### Given task
Report every line from the material that contains the word "React".

### Material shown
= = = = =
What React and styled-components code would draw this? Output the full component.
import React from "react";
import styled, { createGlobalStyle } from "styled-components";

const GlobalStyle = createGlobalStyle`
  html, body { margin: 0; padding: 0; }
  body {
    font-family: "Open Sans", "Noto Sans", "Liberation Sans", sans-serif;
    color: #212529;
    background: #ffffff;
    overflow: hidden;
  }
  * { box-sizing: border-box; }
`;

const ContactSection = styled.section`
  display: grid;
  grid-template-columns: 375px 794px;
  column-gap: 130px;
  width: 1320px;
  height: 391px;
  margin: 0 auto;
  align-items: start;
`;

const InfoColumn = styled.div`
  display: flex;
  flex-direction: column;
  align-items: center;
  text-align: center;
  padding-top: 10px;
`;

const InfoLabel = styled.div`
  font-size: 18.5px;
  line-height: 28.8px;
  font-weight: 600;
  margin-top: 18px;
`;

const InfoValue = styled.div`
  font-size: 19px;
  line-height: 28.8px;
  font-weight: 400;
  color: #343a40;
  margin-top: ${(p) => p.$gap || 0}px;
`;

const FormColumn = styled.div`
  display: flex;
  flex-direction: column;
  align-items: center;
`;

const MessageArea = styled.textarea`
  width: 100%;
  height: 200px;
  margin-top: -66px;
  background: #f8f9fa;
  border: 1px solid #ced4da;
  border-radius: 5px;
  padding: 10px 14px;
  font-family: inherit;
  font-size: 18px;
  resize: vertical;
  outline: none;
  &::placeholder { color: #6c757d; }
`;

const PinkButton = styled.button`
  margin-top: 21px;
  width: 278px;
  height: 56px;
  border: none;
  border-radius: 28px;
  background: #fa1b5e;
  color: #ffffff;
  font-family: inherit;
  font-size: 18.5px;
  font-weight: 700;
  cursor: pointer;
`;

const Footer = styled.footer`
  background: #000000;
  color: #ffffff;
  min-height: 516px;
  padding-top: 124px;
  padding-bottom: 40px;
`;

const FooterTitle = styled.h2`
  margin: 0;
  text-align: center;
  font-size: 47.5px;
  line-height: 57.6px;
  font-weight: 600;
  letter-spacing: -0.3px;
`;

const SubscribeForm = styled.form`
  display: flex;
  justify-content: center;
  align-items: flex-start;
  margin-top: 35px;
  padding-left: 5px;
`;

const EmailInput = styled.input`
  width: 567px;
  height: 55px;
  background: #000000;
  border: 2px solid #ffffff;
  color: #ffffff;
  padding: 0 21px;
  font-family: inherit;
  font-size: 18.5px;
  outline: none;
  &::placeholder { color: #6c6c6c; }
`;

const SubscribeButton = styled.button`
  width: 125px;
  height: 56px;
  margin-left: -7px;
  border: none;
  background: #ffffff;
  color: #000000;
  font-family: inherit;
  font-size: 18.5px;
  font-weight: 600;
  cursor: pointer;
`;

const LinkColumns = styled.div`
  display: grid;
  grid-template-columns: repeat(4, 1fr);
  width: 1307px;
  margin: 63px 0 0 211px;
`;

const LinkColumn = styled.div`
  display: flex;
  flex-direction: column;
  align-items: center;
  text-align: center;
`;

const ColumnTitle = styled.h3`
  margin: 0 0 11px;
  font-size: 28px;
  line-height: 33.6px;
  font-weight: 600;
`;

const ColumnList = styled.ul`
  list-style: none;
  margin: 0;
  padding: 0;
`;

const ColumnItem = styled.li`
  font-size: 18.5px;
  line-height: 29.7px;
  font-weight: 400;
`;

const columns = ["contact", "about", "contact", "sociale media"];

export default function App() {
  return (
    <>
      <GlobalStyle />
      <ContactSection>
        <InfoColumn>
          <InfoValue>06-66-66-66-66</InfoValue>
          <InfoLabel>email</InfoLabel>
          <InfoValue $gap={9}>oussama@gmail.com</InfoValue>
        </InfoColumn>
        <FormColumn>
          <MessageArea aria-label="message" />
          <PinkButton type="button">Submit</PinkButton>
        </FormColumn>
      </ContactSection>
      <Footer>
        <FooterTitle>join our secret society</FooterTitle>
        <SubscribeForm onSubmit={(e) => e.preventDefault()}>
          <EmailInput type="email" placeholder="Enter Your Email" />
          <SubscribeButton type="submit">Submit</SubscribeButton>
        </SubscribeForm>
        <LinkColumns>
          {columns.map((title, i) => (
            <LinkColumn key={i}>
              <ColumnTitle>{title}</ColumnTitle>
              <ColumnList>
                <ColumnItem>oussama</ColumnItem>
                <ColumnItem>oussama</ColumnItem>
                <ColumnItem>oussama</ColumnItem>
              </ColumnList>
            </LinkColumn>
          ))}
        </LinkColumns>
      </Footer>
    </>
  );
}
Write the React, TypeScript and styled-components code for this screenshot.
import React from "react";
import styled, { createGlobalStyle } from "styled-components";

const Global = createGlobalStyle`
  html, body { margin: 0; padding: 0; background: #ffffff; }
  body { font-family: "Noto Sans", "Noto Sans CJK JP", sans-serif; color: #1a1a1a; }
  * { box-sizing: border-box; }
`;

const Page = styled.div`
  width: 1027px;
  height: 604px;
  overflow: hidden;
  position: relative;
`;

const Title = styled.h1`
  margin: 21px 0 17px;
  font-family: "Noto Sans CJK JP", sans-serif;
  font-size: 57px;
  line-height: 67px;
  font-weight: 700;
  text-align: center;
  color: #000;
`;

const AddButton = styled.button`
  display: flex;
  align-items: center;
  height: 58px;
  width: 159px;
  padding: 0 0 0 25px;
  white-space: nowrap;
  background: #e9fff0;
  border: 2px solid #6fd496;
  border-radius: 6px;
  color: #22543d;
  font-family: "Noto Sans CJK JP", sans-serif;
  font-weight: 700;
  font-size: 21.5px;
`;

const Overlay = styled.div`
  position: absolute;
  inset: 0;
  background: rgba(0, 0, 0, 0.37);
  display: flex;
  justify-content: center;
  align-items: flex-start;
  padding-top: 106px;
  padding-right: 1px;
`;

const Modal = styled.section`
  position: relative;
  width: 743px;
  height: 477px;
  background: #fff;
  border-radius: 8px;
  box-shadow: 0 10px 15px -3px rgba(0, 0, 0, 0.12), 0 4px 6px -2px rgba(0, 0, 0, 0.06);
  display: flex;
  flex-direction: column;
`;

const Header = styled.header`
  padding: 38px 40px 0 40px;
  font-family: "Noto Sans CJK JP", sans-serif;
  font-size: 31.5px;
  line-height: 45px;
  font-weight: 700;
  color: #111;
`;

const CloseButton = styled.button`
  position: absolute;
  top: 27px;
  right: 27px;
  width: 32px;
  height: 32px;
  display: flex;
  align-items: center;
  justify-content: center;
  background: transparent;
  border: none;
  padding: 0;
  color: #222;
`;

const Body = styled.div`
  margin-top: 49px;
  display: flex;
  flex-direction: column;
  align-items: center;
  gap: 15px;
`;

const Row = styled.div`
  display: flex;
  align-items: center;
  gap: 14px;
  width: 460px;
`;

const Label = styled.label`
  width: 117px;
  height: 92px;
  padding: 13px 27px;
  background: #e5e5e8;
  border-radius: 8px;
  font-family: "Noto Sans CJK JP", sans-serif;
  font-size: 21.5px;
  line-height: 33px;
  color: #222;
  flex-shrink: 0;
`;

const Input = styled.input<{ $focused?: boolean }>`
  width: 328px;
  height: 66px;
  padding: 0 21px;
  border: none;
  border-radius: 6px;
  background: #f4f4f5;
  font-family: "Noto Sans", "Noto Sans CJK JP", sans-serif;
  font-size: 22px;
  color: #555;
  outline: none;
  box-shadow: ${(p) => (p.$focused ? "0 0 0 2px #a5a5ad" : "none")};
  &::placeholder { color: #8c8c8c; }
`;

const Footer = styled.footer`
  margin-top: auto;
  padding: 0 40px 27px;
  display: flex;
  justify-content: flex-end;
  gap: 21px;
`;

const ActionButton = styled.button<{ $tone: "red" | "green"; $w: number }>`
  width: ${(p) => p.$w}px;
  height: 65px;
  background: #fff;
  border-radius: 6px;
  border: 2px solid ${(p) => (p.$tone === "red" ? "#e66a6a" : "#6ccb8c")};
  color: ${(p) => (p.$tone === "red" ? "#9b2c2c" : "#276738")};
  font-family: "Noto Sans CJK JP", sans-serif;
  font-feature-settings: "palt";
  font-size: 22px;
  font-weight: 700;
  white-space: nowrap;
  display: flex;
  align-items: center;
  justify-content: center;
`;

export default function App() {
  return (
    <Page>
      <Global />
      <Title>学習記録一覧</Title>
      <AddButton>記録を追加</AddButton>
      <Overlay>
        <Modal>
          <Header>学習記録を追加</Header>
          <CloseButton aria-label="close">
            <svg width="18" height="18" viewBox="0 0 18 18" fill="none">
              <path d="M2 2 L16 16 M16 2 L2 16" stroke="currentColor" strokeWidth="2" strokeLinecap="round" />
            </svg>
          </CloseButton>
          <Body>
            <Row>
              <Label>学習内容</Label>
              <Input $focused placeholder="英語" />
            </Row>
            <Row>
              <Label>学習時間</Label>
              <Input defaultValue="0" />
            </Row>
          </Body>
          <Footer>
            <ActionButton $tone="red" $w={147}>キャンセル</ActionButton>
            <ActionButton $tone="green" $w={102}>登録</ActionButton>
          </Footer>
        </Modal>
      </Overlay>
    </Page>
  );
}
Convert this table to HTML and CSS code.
= = = = =
### Full answer
What React and styled-components code would draw this? Output the full component.
import React from "react";
Write the React, TypeScript and styled-components code for this screenshot.
import React from "react";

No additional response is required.